**Given records**
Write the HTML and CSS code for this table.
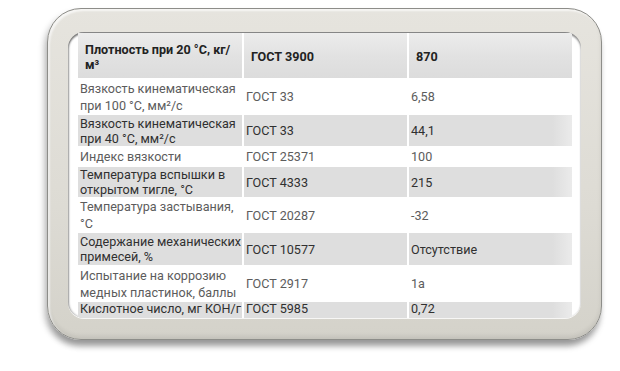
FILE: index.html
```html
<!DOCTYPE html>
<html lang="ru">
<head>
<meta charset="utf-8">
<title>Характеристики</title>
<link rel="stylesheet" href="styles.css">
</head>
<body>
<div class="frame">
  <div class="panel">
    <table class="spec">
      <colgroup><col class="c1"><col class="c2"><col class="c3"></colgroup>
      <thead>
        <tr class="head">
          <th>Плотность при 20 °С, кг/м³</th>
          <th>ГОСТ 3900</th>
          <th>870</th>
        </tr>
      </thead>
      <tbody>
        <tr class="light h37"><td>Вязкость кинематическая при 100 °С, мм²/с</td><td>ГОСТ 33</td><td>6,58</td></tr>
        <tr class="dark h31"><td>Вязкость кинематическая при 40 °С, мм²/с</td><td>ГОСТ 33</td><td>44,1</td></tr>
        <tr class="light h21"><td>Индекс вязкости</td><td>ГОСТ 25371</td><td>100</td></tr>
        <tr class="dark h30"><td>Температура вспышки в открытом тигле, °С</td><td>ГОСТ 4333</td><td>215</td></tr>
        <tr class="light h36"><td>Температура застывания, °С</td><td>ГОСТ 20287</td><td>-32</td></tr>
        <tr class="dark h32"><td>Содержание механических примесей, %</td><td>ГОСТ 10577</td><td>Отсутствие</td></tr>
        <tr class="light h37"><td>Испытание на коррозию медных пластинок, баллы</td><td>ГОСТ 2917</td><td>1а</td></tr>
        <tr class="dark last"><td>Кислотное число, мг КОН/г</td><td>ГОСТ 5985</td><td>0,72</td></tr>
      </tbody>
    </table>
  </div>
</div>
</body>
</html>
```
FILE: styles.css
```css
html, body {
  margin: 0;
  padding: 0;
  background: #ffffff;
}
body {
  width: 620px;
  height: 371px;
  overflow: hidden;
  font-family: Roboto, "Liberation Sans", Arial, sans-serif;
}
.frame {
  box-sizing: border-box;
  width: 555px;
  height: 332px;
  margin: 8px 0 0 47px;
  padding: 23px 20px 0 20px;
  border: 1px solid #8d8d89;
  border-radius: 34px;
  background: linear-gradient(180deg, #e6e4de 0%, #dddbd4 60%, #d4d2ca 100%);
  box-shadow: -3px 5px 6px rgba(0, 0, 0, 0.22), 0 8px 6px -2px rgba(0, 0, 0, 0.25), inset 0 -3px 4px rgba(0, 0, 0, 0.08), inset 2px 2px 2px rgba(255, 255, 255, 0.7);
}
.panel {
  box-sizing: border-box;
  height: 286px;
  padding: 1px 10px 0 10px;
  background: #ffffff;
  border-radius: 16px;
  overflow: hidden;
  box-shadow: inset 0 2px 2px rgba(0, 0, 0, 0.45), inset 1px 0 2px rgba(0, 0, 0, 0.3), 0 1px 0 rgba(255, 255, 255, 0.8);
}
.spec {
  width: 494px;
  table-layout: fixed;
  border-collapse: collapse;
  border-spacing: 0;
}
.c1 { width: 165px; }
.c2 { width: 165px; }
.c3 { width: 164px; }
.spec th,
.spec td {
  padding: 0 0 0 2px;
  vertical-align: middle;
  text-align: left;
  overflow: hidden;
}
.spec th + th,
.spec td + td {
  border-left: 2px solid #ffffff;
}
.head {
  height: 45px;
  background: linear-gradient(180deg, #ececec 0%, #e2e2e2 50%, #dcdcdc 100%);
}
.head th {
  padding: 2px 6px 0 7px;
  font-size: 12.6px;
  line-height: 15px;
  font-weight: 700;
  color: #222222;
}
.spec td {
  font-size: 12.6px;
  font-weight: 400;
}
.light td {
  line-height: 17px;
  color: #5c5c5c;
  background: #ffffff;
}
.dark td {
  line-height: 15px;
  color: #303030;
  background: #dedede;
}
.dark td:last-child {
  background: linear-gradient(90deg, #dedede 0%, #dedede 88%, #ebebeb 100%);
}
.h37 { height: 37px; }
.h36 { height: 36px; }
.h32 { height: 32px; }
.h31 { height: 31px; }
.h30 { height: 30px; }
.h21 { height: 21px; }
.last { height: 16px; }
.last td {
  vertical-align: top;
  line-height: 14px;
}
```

---

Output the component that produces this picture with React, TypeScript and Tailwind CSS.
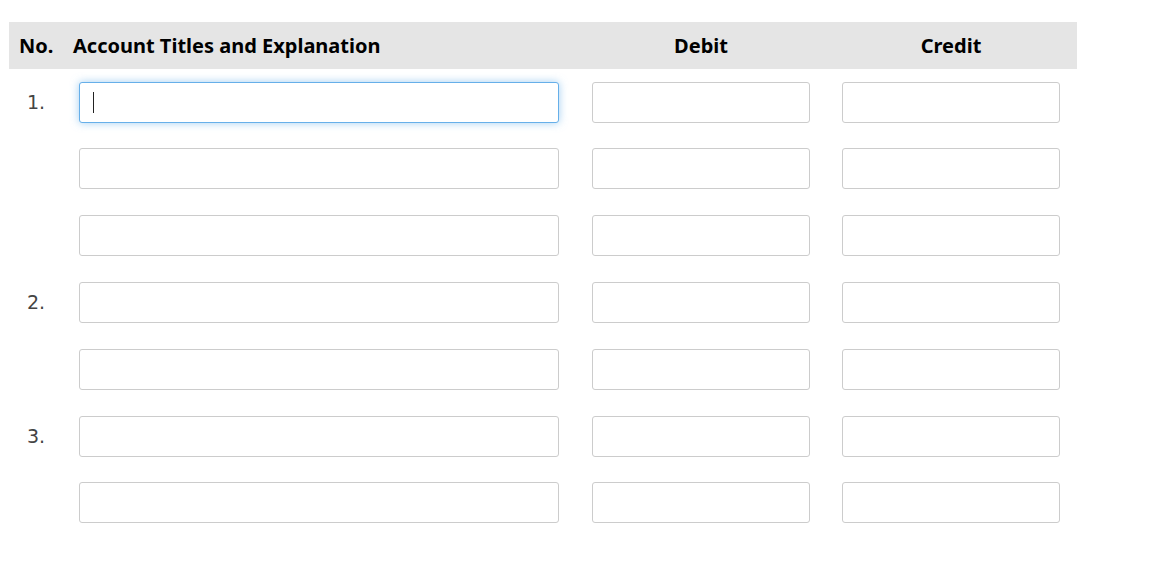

**What the task requires**
Search the listing for the word "this". Copy every line in which it occurs.

**Worked answer**
Write the HTML and CSS code for this table.
Output the component that produces this picture with React, TypeScript and Tailwind CSS.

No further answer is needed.